**TASK TO COMPLETE:** Pick out every line in the data below that holds "React".

**DATA EXTRACT:**
======
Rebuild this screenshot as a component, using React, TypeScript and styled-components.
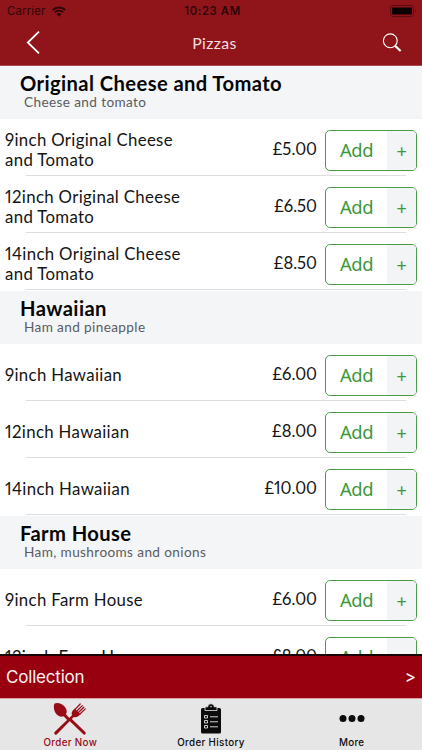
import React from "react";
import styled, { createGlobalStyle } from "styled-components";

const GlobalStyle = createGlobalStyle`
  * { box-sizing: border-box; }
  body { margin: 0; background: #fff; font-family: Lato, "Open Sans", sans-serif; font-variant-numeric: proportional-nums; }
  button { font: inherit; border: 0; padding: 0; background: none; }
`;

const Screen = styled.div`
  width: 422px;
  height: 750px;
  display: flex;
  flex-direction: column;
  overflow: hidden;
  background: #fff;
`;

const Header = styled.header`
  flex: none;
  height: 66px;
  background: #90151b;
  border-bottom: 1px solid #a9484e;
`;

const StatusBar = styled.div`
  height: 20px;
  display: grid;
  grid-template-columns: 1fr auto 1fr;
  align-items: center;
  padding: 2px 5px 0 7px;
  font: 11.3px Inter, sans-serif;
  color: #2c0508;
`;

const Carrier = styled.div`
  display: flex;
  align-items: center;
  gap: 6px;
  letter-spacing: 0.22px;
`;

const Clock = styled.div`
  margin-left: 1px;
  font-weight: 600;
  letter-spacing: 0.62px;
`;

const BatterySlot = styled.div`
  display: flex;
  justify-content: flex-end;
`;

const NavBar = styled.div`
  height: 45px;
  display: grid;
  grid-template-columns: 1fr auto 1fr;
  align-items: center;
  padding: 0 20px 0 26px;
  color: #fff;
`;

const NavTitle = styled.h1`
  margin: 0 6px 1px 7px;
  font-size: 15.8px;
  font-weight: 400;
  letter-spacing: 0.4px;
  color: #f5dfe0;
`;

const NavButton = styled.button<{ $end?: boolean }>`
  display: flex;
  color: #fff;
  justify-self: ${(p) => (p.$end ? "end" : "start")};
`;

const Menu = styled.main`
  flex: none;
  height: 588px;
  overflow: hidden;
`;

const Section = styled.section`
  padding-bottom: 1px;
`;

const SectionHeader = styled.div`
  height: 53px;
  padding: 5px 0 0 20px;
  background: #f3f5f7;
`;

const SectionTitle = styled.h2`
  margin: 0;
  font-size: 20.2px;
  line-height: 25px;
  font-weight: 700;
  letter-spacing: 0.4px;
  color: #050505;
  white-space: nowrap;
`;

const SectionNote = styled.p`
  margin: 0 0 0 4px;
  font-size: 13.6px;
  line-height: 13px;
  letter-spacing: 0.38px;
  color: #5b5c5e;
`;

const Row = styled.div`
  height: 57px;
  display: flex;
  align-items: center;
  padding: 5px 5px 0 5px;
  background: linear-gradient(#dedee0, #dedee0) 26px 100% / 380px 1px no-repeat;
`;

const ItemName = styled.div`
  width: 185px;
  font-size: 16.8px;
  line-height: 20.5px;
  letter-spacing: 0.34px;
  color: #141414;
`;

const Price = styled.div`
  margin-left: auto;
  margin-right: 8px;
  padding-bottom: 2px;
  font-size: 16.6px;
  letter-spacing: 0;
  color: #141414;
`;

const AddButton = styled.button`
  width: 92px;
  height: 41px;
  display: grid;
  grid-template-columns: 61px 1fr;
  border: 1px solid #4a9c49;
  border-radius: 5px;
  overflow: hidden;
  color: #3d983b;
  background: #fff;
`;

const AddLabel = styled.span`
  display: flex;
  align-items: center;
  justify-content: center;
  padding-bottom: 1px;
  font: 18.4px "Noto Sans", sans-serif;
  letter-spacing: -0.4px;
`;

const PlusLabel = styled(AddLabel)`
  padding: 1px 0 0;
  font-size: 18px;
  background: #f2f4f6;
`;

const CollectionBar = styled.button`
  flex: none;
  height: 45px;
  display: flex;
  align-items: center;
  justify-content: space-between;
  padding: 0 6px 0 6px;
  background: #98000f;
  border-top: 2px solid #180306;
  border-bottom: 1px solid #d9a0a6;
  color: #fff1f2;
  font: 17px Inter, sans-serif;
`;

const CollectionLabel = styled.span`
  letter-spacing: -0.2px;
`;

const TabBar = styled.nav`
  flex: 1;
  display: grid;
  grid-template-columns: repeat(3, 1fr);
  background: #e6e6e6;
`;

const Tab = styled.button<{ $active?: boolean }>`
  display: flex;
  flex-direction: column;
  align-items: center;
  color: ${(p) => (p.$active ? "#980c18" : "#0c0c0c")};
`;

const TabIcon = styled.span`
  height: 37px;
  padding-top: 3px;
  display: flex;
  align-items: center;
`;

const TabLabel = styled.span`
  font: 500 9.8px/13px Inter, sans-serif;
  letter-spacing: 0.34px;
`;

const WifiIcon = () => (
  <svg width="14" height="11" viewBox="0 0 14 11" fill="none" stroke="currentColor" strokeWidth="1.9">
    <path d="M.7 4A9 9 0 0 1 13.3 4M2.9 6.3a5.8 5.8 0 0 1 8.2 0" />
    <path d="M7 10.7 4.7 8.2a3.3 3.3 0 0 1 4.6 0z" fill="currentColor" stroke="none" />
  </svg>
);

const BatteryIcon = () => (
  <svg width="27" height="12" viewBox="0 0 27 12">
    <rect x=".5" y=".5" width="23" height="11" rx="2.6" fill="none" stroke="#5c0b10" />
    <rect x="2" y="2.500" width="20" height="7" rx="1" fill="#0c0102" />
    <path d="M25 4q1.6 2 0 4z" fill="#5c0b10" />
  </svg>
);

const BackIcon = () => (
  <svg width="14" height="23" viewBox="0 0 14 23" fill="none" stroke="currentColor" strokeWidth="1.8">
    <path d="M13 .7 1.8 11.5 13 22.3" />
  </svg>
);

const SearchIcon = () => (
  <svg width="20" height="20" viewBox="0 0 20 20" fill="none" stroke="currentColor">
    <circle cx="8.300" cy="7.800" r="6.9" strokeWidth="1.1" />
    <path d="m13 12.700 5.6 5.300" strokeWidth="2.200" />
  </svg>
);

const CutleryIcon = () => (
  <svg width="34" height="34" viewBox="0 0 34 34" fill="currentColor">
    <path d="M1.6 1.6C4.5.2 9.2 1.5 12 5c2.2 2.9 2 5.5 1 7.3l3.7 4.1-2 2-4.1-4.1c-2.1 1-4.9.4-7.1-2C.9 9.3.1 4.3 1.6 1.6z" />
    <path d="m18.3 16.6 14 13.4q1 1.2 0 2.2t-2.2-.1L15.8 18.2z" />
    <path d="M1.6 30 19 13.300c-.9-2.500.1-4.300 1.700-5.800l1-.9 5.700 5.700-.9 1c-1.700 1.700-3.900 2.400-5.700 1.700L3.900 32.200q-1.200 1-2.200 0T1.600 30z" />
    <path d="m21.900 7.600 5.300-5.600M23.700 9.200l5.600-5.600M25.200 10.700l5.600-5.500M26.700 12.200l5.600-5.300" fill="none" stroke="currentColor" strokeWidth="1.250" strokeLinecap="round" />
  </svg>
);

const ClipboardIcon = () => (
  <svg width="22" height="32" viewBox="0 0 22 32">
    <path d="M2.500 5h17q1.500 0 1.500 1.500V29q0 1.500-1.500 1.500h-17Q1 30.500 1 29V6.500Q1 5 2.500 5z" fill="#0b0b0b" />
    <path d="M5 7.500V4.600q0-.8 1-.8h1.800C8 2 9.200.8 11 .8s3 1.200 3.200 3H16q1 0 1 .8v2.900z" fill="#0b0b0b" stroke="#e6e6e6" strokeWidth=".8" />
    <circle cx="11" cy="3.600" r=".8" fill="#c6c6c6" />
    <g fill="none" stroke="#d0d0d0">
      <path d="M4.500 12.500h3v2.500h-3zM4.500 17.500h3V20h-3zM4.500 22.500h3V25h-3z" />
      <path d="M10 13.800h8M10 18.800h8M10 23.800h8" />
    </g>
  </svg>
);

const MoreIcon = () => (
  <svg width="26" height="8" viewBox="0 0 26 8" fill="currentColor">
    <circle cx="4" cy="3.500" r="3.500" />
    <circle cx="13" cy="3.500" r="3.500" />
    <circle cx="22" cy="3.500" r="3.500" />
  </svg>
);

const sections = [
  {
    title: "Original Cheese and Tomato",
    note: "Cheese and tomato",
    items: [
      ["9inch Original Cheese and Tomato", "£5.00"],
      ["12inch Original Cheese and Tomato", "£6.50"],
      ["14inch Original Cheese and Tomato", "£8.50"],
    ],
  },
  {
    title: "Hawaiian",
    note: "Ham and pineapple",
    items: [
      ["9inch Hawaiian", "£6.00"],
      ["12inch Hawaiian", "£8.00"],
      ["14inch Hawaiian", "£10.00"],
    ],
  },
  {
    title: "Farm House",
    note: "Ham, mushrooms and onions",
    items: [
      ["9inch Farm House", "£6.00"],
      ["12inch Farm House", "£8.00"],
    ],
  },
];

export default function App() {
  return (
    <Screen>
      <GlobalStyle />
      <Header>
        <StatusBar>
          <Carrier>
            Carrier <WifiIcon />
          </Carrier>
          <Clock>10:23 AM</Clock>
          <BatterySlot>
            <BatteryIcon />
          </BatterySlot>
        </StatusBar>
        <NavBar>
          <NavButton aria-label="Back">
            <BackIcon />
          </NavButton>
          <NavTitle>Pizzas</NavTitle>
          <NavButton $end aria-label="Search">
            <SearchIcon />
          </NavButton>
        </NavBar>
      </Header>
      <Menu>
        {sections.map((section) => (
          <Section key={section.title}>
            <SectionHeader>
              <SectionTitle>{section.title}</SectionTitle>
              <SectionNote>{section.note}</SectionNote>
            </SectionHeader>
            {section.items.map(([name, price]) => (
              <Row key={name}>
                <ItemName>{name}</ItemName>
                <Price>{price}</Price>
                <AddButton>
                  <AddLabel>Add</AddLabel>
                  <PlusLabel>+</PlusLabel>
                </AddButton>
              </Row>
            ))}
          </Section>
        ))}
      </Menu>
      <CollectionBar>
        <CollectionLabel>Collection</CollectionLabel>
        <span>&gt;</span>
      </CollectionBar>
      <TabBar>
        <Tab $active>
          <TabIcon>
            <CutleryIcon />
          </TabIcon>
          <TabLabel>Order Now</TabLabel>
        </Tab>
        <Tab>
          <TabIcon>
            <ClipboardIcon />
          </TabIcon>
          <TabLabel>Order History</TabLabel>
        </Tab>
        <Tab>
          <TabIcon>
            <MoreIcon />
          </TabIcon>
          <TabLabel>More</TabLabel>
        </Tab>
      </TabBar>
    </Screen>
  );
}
======
**REPLY:**
Rebuild this screenshot as a component, using React, TypeScript and styled-components.
import React from "react";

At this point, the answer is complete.